__YOUR OBJECTIVE__. What lines of the data hold the string "this"? Pull each one out.

__DATA RECORDS__.
--- Start ---

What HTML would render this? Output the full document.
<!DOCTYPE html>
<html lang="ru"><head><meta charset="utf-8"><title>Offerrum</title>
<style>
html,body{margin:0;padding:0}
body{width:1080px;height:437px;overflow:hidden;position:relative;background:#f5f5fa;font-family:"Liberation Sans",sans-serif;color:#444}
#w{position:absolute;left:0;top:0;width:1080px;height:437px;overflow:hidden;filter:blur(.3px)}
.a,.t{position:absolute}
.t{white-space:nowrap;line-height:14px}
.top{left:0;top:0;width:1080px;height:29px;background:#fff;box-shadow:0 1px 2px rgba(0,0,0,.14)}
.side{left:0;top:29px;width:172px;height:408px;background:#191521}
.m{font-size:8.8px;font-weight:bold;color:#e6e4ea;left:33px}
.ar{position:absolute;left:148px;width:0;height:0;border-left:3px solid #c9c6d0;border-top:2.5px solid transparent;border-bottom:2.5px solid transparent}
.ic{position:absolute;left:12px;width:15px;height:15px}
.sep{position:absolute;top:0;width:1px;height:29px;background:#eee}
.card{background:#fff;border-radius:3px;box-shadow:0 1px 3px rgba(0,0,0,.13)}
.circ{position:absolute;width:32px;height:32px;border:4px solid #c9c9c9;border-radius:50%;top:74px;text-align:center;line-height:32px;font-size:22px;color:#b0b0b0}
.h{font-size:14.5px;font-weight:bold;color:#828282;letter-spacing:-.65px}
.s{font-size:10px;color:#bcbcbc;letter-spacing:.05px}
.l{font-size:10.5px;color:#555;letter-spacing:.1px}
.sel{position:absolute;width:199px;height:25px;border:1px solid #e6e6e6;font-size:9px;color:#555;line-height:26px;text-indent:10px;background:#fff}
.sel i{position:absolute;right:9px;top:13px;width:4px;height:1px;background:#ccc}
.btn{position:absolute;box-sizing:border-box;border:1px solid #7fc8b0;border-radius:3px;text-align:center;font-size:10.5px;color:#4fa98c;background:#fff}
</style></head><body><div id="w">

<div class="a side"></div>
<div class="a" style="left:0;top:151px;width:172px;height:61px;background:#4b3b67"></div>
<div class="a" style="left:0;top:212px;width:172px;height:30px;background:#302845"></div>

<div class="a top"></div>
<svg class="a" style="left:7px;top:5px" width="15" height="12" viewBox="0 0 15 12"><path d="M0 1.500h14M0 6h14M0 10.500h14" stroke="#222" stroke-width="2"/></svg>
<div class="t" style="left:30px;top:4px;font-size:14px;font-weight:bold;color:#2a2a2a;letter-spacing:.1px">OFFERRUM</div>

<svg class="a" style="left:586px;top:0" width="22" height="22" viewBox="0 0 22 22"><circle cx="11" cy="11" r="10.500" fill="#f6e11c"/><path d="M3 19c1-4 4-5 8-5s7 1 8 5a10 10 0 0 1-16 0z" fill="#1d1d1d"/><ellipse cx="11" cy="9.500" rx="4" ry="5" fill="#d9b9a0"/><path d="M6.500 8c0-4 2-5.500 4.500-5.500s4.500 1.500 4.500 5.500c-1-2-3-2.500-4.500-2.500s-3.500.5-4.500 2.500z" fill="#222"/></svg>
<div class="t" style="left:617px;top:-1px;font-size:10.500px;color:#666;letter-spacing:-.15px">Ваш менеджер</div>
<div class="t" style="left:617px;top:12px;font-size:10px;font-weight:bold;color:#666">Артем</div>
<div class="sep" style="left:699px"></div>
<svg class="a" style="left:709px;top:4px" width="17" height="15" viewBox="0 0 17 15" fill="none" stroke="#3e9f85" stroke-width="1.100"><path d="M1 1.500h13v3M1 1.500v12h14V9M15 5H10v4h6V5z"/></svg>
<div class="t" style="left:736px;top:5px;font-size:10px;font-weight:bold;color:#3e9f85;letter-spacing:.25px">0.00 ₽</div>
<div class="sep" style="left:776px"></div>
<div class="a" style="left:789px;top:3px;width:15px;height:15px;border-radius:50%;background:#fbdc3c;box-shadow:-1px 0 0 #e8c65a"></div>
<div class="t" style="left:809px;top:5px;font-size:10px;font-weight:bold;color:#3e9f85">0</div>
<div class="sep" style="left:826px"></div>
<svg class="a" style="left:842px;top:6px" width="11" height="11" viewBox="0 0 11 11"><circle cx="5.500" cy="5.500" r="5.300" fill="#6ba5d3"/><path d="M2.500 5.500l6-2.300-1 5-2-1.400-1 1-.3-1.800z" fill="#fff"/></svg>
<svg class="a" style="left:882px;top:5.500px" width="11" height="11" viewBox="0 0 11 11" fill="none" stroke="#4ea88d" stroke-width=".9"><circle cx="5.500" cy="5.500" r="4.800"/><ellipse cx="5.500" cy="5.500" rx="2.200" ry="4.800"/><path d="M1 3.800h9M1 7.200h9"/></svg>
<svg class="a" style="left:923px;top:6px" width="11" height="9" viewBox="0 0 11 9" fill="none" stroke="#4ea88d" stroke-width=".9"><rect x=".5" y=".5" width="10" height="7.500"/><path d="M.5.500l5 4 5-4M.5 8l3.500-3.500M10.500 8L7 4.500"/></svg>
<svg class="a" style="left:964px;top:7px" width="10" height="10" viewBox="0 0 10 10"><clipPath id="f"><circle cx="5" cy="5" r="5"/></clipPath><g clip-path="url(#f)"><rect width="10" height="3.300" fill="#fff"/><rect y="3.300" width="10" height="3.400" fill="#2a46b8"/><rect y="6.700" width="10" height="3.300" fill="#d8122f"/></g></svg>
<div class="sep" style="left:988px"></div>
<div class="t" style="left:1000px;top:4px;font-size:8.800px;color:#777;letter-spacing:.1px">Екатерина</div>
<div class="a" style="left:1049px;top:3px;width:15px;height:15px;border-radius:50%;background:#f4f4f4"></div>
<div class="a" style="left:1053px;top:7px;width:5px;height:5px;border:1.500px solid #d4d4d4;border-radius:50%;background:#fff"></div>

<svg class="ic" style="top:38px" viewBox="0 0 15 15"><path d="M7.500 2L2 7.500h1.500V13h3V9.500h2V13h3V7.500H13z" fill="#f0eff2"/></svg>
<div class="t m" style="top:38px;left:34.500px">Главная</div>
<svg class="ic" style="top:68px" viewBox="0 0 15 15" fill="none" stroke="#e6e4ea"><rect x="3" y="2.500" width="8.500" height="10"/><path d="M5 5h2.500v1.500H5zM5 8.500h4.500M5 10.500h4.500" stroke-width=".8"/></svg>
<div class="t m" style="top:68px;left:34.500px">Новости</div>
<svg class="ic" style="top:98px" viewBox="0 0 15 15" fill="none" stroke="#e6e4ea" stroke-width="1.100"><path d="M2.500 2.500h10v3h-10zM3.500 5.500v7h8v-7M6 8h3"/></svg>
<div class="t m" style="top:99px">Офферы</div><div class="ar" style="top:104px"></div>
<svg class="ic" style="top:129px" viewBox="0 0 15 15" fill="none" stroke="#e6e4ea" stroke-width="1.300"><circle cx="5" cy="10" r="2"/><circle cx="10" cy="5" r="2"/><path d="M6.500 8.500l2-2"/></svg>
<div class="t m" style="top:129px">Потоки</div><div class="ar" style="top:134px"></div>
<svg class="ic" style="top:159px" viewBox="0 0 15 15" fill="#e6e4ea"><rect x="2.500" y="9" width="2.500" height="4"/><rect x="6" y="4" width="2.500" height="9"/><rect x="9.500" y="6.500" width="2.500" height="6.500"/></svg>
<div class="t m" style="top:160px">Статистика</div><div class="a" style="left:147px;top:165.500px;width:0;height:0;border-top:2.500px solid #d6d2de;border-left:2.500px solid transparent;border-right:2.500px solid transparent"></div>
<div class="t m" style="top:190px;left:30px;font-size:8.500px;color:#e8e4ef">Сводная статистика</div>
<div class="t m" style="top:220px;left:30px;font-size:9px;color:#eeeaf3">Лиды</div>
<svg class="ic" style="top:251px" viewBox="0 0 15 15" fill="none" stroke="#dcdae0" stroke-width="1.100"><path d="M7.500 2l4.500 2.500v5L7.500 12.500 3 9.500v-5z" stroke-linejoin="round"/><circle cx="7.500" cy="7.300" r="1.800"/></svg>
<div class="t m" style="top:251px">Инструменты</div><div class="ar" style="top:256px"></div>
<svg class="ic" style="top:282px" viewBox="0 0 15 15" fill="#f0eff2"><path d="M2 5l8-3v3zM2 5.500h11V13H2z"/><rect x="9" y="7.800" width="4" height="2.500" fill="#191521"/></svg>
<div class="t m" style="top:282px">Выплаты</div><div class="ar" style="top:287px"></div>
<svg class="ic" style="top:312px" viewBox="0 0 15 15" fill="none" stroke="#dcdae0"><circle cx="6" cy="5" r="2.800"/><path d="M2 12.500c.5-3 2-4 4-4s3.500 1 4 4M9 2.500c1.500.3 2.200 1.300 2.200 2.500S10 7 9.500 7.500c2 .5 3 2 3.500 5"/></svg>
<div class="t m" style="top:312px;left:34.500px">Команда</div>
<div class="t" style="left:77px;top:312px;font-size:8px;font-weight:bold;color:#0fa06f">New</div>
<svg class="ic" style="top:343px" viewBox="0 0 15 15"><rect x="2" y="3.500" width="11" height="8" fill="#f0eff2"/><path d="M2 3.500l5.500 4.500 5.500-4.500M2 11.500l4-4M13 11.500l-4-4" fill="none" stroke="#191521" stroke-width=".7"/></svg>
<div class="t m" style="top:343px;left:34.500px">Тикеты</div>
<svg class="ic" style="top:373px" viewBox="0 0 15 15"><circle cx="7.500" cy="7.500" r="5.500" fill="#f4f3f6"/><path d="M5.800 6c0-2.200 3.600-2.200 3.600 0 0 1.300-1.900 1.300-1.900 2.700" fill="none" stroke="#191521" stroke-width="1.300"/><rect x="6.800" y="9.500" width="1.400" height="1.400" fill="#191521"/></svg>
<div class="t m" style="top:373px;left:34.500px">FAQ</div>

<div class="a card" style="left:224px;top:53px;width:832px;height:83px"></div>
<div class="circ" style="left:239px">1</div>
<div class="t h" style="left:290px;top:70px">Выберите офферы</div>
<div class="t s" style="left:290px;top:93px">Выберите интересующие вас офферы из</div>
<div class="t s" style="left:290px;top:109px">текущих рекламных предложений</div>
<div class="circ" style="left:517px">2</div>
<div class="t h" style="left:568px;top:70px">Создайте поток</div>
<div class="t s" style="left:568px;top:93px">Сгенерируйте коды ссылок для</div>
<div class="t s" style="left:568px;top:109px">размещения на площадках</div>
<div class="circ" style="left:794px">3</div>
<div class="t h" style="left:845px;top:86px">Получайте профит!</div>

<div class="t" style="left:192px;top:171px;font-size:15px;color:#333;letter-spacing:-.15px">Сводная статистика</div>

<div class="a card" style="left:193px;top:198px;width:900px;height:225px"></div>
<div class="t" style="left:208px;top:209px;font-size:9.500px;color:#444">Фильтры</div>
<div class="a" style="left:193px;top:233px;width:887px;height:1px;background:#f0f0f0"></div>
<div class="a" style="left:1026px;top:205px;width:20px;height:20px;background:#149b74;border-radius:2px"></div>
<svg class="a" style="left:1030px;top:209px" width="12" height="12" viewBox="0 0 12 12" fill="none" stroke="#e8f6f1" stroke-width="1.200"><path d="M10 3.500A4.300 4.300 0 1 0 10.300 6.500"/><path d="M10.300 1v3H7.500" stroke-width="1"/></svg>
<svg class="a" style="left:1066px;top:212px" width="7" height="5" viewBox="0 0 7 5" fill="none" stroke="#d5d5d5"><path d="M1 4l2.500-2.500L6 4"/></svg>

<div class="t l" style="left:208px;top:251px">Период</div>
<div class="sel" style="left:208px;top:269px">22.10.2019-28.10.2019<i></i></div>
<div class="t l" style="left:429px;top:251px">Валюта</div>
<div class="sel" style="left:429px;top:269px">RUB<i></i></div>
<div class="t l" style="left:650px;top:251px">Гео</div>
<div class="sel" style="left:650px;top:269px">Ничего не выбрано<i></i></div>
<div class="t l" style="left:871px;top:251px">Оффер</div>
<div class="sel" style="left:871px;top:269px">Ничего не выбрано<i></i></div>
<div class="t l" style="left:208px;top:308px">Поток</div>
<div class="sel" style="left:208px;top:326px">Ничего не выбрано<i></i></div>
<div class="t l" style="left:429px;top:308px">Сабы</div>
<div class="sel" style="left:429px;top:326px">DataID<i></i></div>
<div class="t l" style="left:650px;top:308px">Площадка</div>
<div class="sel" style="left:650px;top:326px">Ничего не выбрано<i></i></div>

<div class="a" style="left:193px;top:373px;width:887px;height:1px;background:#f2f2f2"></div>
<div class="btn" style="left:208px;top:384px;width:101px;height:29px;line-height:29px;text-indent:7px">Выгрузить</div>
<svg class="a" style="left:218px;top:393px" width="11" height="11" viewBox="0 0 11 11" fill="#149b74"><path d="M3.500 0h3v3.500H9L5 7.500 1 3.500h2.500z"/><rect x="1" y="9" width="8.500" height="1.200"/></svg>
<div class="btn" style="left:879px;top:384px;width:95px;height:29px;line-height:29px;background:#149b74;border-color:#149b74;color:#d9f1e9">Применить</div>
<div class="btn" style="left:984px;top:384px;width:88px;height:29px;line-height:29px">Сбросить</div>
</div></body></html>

--- End ---
--- Start ---

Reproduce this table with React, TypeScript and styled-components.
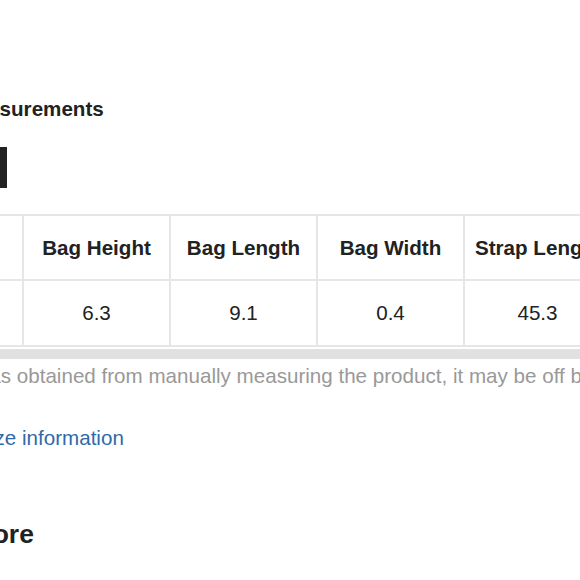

--- End ---

__THE RESULT__.
What HTML would render this? Output the full document.
Reproduce this table with React, TypeScript and styled-components.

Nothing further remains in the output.